1. Open the Automations Tab

  1. Navigate to Library → Playbooks (or open a live Project)

  2. Select the Automations tab

  3. Click + Create to add a new automation


2. Choose a Trigger

Triggers define when the automation runs.

Available options include:

  • When project created

  • When project updated

  • When project completed

  • When module completed

  • When task completed

  • When a specific playbook data field changes

  • When any playbook data field changes

If you choose When task completed, you’ll be prompted to select the specific task that should trigger the automation.

⚙️ Example Use Case:
Trigger: When task completed → “System Data Uploaded”
Action: Update Salesforce field → Update the related Opportunity’s “Stage” to “Needs Analysis.”


3. Add an Action

Actions define what happens after the trigger fires.

Click + Add Action, then select from the available action types:

  • Update Salesforce field – Sync data from OnRamp into Salesforce

  • Upload Files to Salesforce Object – Send task-uploaded files to Salesforce

  • Update HubSpot field – Push field updates to HubSpot

  • Call Webhook – Send OnRamp data to an external endpoint or API

💡 Tip: You can chain multiple actions under the same trigger if you need to update multiple systems or objects at once.


4. Configure the Action

Each action type has configurable options.

For Salesforce updates:

  1. Select the Object to update (e.g., Opportunity, Account, or custom object)

  2. Choose the Field to use as reference (commonly Name or an ID field)

  3. Under Map fields to update, match Salesforce fields with data from OnRamp.

You can pull from:

  • Task data – e.g., Completed Date

  • Project data – e.g., Project Name

  • Task answers – e.g., numeric form response or text input

  • Salesforce data – e.g., set a picklist value like “Needs Analysis”

⚙️ Example Use Case:

  • OnRamp Project Status → Salesforce data → “In Progress”

  • Last Completed Task → Task data → “Task Name”

  • Project Completed % → Project data → “Project Completion Percentage”

  • OnBoarding Style → Task answers → “Preferred Onboarding Style”

💡 Tip: Always confirm the reference field in Salesforce (like Opportunity Name or ID) matches a unique value from your OnRamp project. Otherwise, the update won’t know which record to modify.


5. Save and Test

  • Click Save to store your automation.

  • Use Delete Rule to remove it or Edit to make adjustments later.

  • Test by completing the triggering task or event in a sandbox or test project.

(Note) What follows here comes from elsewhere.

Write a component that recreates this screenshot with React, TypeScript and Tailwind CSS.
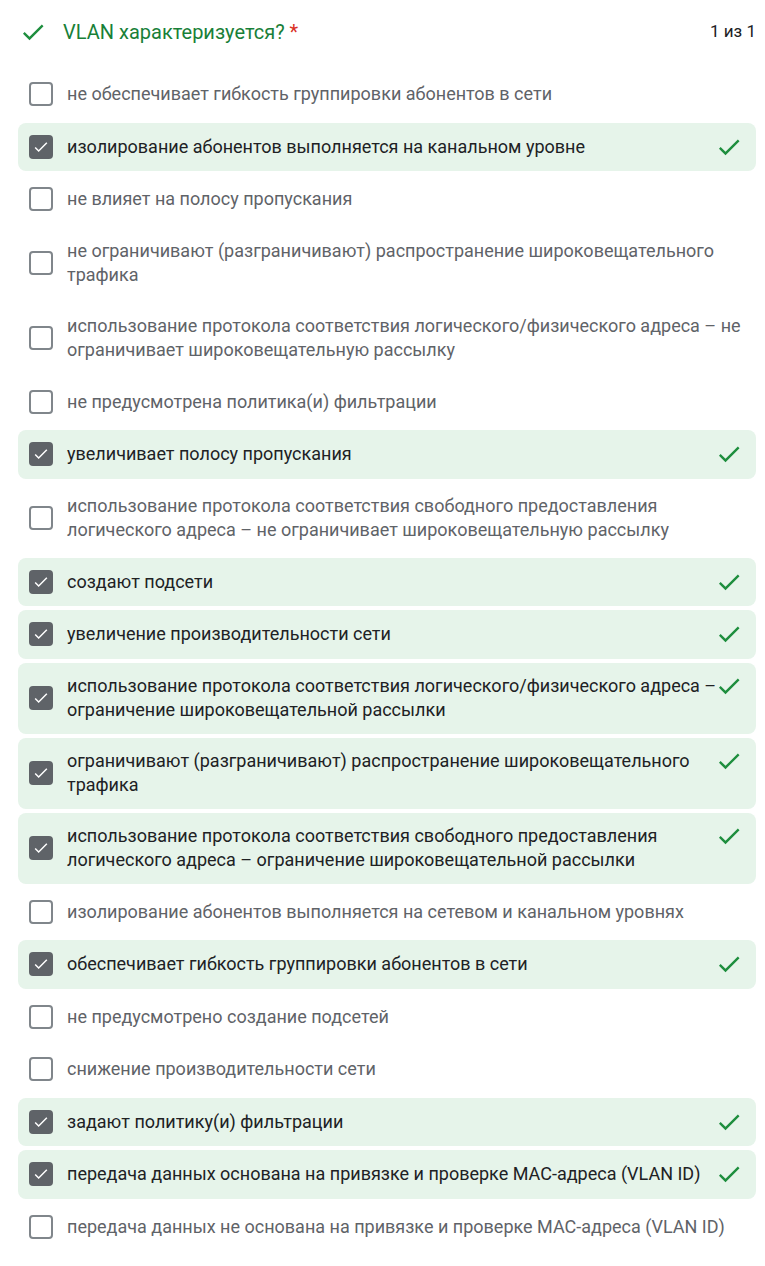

💡 Tip: Keep your first test automation simple—just one trigger and one action—to confirm the integration behaves as expected before layering in more complexity.


Tips & Troubleshooting

🚀 Playbook vs. Project Automations

  • Playbook Automations: Apply to every future project created from that playbook.

  • Project Automations: Affect only the current project—ideal for one-off customer setups.

🧩 If an automation doesn’t fire:

  • Verify the integration is connected and active under Settings → Integrations

  • Check that your trigger condition matches exactly (e.g., correct task name or field)

  • Confirm that any mapped fields exist and are accessible in Salesforce or HubSpot

💡 Pro Tip: Combine Automations with Workflows for a fully automated onboarding loop — Workflows can create projects automatically, and Automations can update CRMs once those projects progress.